A Twitter Colloquium

I called some writing colleagues to join me for a colloquium -- a small, informal presentation of our recent thoughts on self-publishing. Joe Mahoney joined me, as did Celu Amberstone. We've each sent a thread of tweets on Twitter on this topic, and we'll be conversing over April 30 and May 1.

There are probably nearly as many reasons for self-publishing as there are people doing it. There are a couple of reasons that I have a self-publishing project going in Doublejoy Books. One reason is that with the closing of some publishers, the rights for some of my earlier books have returned to me. I'd like to keep those titles in print, so I've released new editions of them through Doublejoy Books.

Another reason I self-publish is because the technology of publishing and distribution is no longer hard to access. Publishing technology has been nearly affordable since the invention of the mimeograph and similar ink/stencil copiers. Sure, you can make newsletters and fanzines with a Gestetner spirit duplicator or a hectograph, and posters with a good silkscreen. And I've done so, for years. 

But books? and books that anyone could access through a bookstore or library, as well as order online? That was hard to do on a small scale, and cost enough in time and money and knowledge that few people could do it. Working on that small scale taught me the meaning of the word "affordable" by my standard. "Affordable publishing" to me means "comparable to the cost of a meal." How much does a book cost to publish -- to lay it out, print it or prepare it as an ebook? Do I have the necessary money? Can I spend the time? Can I learn how? Who will help me, for love or money? 

It's easier to ask "How much does a book cost a customer to buy?" There are formulas for recovering expenses of production and distribution, to calculate the sale price of a book. But Cory Doctorow and other writers have taught me that when possible, many books could be given, simply given to readers. Giving books for review makes good sense even to big publishing companies. But giving some ebooks directly to readers makes sense to Cory, and during his career he's made each of his new books available for free to readers. As he says, most people who don't buy my books never heard of me. For Cory, and his publisher, the project has paid off. He's kept track, and for every two downloads of a book, there is usually a letter or email of thanks and a customer who purchased one or two copies. Any writer would like those numbers!

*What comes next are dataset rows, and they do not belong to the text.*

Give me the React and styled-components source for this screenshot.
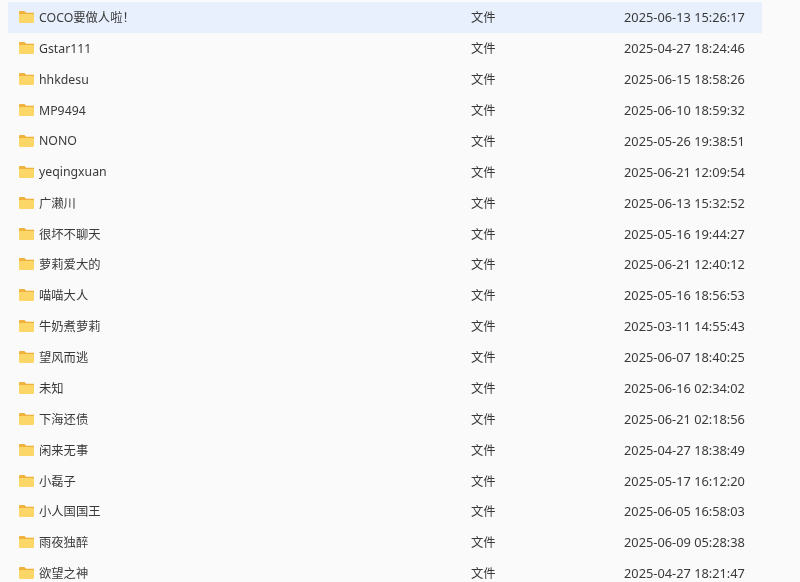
import styled, { createGlobalStyle } from "styled-components";

const GlobalStyle = createGlobalStyle`
    html, body {
        margin: 0;
        padding: 0;
        height: 100%;
        overflow: hidden;
        background-color: #fbfafb;
    }
`

const FileList = styled.div`
    height: 582px;
    overflow: hidden;
    padding: 2px 38px 0 8px;
    font-family: "Noto Sans", "Noto Sans CJK SC", sans-serif;
    font-size: 12.3px;
    color: #3a3a3a;
    filter: blur(0.25px);
`

const Row = styled.div`
    height: 30.89px;
    display: grid;
    grid-template-columns: 463px 153px 1fr;
    align-items: center;
    background-color: ${({ selected }) => selected ? '#e8f0fd' : 'transparent'};
`

const NameCell = styled.div`
    display: flex;
    align-items: center;
    gap: 5px;
    padding-left: 11px;
`

const FolderIcon = styled.svg`
    width: 15px;
    height: 12px;
    flex-shrink: 0;
`

const Cell = styled.div`
    white-space: nowrap;
`

const DateCell = styled.div`
    white-space: nowrap;
    font-size: 12.8px;
`

const rows = [
    ["COCO要做人啦！", "2025-06-13 15:26:17"],
    ["Gstar111", "2025-04-27 18:24:46"],
    ["hhkdesu", "2025-06-15 18:58:26"],
    ["MP9494", "2025-06-10 18:59:32"],
    ["NONO", "2025-05-26 19:38:51"],
    ["yeqingxuan", "2025-06-21 12:09:54"],
    ["广濑川", "2025-06-13 15:32:52"],
    ["很坏不聊天", "2025-05-16 19:44:27"],
    ["萝莉爱大的", "2025-06-21 12:40:12"],
    ["喵喵大人", "2025-05-16 18:56:53"],
    ["牛奶煮萝莉", "2025-03-11 14:55:43"],
    ["望风而逃", "2025-06-07 18:40:25"],
    ["未知", "2025-06-16 02:34:02"],
    ["下海还债", "2025-06-21 02:18:56"],
    ["闲来无事", "2025-04-27 18:38:49"],
    ["小磊子", "2025-05-17 16:12:20"],
    ["小人国国王", "2025-06-05 16:58:03"],
    ["雨夜独醉", "2025-06-09 05:28:38"],
    ["欲望之神", "2025-04-27 18:21:47"],
]

function Folder() {
    return (
        <FolderIcon viewBox="0 0 15 12">
            <path d="M0 1.2C0 .5.5 0 1.2 0h3.7c.4 0 .7.1 1 .4L7.3 1.8H15V4H0z" fill="#efb23c" />
            <path d="M0 3h13.7c.7 0 1.3.6 1.3 1.3v6.4c0 .7-.6 1.3-1.3 1.3H1.3C.6 12 0 11.4 0 10.7z" fill="#fcd768" />
        </FolderIcon>
    )
}

export default function App() {
    return (
        <>
            <GlobalStyle />
            <FileList>
                {rows.map(([name, date], i) => (
                    <Row key={name} selected={i === 0}>
                        <NameCell>
                            <Folder />
                            <Cell>{name}</Cell>
                        </NameCell>
                        <Cell>文件</Cell>
                        <DateCell>{date}</DateCell>
                    </Row>
                ))}
            </FileList>
        </>
    )
}
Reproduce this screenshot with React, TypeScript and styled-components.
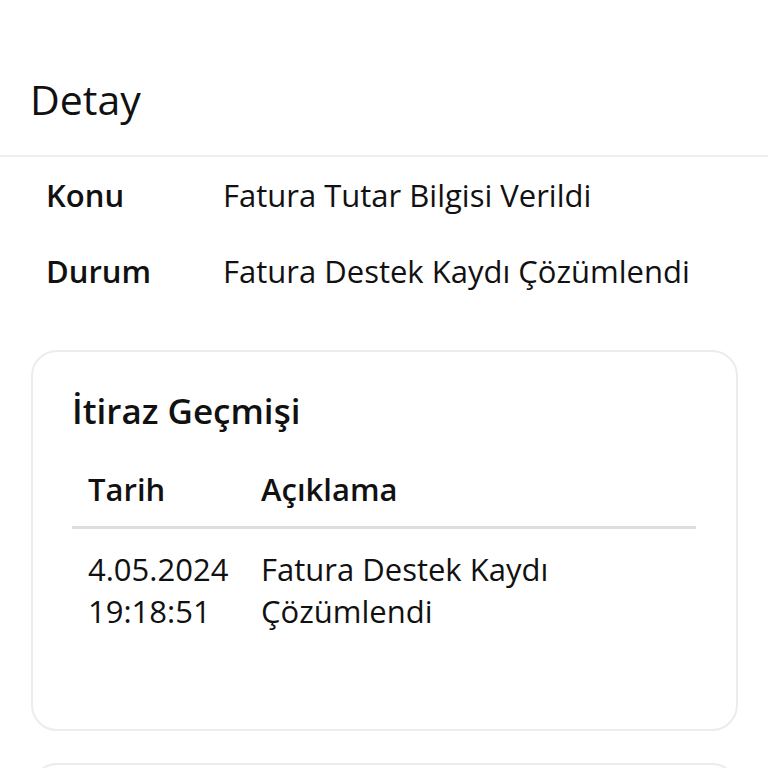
import styled, { createGlobalStyle } from 'styled-components';

const GlobalStyle = createGlobalStyle`
  html, body {
    margin: 0;
    padding: 0;
    background: #ffffff;
    font-family: "Open Sans", "Noto Sans", sans-serif;
    color: #1a1a1a;
  }
`;

const Page = styled.div`
  width: 768px;
  height: 768px;
  overflow: hidden;
  background: #fff;
`;

const Header = styled.header`
  height: 157px;
  box-sizing: border-box;
  padding: 72px 0 0 30px;
  border-bottom: 2px solid #eeeeee;
`;

const Title = styled.h1`
  margin: 0;
  font-size: 41px;
  font-weight: 400;
  line-height: 54px;
  color: #111;
`;

const InfoList = styled.div`
  padding: 13px 46px 0;
  display: flex;
  flex-direction: column;
  gap: 26px;
`;

const InfoRow = styled.div`
  display: grid;
  grid-template-columns: 177px 1fr;
  font-size: 31px;
  line-height: 50px;
`;

const InfoLabel = styled.span`
  font-weight: 600;
  color: #111;
`;

const InfoValue = styled.span`
  color: #111;
`;

const Card = styled.section`
  margin: 54px 30px 32px 31px;
  height: 381px;
  box-sizing: border-box;
  border: 2px solid #ececec;
  border-radius: 26px;
  padding: 33px 40px 0 39px;
`;

const CardTitle = styled.h2`
  margin: 0;
  font-size: 35px;
  font-weight: 600;
  line-height: 52px;
  color: #111;
`;

const Table = styled.div`
  margin-top: 31px;
`;

const TableRow = styled.div<{ $head?: boolean }>`
  display: grid;
  grid-template-columns: 173px 1fr;
  padding: 0 16px;
  font-size: 31px;
  line-height: 42px;
  font-weight: ${(p) => (p.$head ? 600 : 400)};
  border-bottom: ${(p) => (p.$head ? '3px solid #dddddd' : 'none')};
  padding-bottom: ${(p) => (p.$head ? '16px' : '0')};
  padding-top: ${(p) => (p.$head ? '0' : '19px')};
  color: #111;
`;

const NextCard = styled.div`
  margin: 0 30px 0 31px;
  height: 60px;
  border: 2px solid #ececec;
  border-radius: 26px;
`;

export default function App() {
  return (
    <Page>
      <GlobalStyle />
      <Header>
        <Title>Detay</Title>
      </Header>
      <InfoList>
        <InfoRow>
          <InfoLabel>Konu</InfoLabel>
          <InfoValue>Fatura Tutar Bilgisi Verildi</InfoValue>
        </InfoRow>
        <InfoRow>
          <InfoLabel>Durum</InfoLabel>
          <InfoValue>Fatura Destek Kaydı Çözümlendi</InfoValue>
        </InfoRow>
      </InfoList>
      <Card>
        <CardTitle>İtiraz Geçmişi</CardTitle>
        <Table>
          <TableRow $head>
            <span>Tarih</span>
            <span>Açıklama</span>
          </TableRow>
          <TableRow>
            <span>4.05.2024<br />19:18:51</span>
            <span>Fatura Destek Kaydı<br />Çözümlendi</span>
          </TableRow>
        </Table>
      </Card>
      <NextCard />
    </Page>
  );
}
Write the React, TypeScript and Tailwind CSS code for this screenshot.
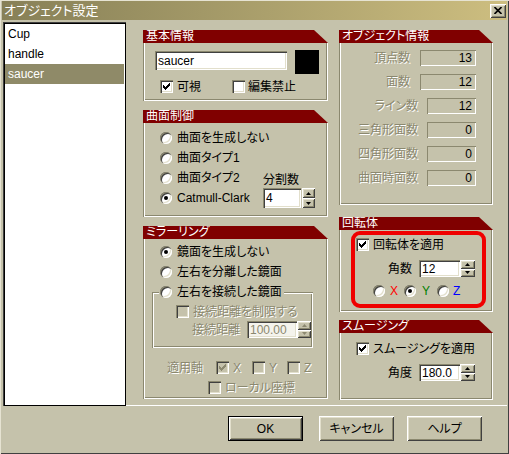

It works so well for Cory because of marketing. Technology of publishing has become more accessible for small press and independent publishers. A person can use computers at a public library, and an online publishing platform, and it will cost less in dollars than the price of a meal to make ebooks, audiobooks, and print books available wherever books are sold. But marketing helps people know what is available, and marketing takes many things: time, skill, money and more.